Begin
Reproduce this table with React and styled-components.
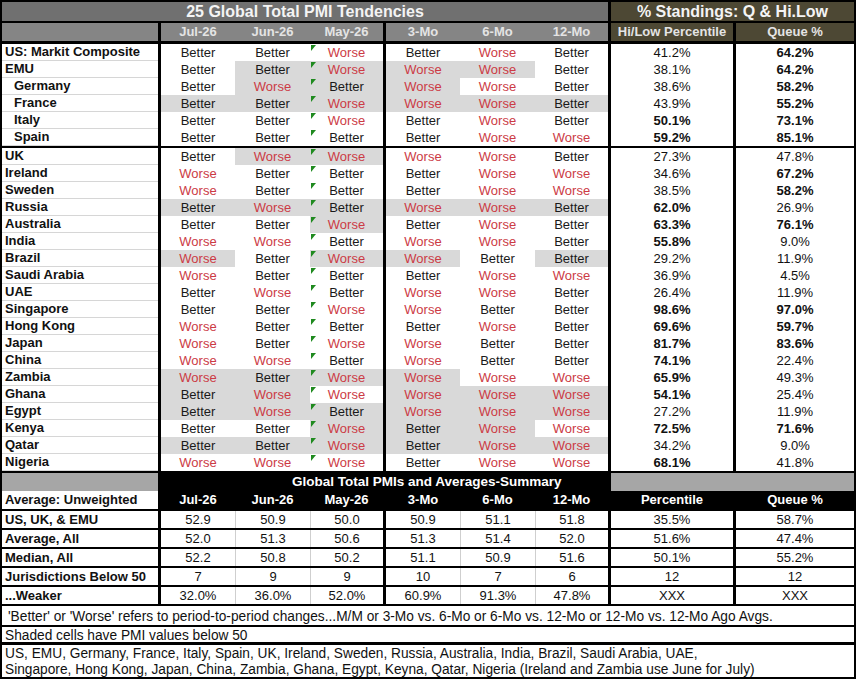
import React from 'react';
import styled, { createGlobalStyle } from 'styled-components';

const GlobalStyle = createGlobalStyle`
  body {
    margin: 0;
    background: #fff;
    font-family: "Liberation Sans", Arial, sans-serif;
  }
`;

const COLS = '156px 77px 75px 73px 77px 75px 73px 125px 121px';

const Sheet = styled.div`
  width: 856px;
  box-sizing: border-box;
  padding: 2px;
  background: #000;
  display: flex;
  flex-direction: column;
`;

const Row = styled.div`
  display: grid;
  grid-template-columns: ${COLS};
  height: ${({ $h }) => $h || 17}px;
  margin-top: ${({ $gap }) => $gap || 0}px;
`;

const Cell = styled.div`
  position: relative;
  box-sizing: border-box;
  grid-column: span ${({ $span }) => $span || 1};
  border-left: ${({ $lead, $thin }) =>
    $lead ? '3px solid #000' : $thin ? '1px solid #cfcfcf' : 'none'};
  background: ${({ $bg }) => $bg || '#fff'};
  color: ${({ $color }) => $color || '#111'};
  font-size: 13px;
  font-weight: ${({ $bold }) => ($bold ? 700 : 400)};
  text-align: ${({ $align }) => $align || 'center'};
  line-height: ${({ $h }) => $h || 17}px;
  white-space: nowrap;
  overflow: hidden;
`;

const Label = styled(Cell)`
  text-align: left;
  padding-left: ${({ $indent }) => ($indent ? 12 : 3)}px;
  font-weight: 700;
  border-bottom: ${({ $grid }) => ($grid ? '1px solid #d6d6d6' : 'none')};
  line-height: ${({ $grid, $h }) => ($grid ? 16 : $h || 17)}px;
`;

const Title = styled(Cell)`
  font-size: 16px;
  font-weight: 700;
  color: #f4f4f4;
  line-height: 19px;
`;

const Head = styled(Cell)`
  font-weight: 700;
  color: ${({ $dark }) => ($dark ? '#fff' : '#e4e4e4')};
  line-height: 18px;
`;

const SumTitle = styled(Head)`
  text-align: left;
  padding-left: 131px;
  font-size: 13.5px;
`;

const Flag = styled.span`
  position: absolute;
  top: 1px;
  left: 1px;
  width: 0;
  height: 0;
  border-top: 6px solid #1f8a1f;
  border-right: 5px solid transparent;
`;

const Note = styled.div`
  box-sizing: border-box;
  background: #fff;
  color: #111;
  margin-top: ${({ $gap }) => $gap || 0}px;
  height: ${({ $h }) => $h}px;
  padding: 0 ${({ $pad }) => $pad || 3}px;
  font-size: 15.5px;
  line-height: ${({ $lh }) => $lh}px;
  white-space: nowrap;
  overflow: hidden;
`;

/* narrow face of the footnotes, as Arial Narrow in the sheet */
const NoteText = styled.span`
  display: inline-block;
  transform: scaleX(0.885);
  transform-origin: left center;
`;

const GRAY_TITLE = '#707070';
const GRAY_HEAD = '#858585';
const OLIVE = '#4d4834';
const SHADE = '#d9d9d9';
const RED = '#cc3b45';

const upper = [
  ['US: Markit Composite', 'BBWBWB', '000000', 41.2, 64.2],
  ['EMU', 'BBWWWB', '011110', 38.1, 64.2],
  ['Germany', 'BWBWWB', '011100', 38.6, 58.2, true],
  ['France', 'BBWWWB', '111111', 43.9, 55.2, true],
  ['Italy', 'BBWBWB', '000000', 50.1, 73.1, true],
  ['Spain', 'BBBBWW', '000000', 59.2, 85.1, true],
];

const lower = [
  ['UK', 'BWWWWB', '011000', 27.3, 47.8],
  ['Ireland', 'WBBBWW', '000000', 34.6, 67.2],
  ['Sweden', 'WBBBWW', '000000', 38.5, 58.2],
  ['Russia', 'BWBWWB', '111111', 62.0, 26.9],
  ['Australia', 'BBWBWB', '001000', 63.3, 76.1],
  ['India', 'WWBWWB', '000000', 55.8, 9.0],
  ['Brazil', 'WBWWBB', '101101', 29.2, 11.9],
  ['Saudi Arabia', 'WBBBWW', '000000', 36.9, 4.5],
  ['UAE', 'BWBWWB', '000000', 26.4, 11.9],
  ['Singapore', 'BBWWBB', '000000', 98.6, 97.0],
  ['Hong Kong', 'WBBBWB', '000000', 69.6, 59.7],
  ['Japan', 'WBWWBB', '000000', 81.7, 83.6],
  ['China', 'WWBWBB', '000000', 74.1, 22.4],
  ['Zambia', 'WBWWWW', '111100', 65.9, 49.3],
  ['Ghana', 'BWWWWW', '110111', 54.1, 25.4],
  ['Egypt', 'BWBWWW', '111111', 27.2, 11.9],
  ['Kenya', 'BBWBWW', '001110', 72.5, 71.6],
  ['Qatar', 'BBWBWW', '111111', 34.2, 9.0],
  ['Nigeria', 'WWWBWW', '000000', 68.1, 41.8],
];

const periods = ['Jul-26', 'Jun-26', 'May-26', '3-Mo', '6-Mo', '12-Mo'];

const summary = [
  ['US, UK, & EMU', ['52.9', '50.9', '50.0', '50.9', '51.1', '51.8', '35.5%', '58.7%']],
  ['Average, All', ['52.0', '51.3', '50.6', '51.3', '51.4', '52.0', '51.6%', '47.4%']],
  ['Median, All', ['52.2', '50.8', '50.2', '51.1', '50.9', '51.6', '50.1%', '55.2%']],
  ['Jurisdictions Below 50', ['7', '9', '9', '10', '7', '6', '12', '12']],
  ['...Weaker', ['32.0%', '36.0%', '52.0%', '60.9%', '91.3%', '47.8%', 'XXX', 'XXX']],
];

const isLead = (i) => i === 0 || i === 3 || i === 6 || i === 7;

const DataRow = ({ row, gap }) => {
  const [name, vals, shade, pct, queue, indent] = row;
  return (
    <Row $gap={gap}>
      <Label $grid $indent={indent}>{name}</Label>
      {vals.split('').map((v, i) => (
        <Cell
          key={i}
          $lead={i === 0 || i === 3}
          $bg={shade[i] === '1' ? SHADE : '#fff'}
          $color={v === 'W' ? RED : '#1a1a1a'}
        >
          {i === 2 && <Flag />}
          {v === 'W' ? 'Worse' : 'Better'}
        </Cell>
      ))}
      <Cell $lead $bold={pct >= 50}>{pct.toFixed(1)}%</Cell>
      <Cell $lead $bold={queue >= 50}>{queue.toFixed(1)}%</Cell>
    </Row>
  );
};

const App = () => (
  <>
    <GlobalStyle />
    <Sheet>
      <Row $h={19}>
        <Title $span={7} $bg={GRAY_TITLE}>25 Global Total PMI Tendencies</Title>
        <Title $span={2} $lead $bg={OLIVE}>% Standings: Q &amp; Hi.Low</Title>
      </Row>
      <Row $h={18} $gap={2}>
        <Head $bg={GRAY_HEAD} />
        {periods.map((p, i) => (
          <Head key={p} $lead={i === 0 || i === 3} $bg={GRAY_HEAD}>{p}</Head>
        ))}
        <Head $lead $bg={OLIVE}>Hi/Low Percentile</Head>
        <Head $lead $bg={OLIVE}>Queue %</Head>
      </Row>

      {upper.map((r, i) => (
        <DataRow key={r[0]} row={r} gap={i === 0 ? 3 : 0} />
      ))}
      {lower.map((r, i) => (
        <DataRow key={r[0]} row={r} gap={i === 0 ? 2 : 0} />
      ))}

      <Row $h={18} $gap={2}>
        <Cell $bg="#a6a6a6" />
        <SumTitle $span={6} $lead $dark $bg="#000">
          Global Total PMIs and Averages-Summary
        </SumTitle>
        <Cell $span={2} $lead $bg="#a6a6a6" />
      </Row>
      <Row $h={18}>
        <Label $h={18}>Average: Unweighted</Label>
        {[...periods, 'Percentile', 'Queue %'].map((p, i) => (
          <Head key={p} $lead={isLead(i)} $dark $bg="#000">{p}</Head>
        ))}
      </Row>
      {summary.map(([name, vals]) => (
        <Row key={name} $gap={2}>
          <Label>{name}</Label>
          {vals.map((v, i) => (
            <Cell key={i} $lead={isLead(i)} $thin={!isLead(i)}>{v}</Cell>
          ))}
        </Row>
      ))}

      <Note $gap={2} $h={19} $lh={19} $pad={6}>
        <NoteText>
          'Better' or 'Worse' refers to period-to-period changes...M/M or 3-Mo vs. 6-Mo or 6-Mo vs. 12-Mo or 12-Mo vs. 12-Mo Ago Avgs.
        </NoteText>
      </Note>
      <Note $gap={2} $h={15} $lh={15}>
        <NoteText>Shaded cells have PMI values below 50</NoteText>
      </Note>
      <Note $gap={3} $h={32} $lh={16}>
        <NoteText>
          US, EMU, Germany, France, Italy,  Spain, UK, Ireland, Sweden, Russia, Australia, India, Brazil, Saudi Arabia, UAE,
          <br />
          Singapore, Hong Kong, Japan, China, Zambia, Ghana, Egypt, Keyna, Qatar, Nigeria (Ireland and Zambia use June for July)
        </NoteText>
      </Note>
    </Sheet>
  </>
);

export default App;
End
* [Exercise description]
Your task is to restate word for word the lines from the top of the data to the line containing "const COLS = '156px", both ends included, with every picture left out.

* [In response]
Reproduce this table with React and styled-components.
import React from 'react';
import styled, { createGlobalStyle } from 'styled-components';

const GlobalStyle = createGlobalStyle`
  body {
    margin: 0;
    background: #fff;
    font-family: "Liberation Sans", Arial, sans-serif;
  }
`;

const COLS = '156px 77px 75px 73px 77px 75px 73px 125px 121px';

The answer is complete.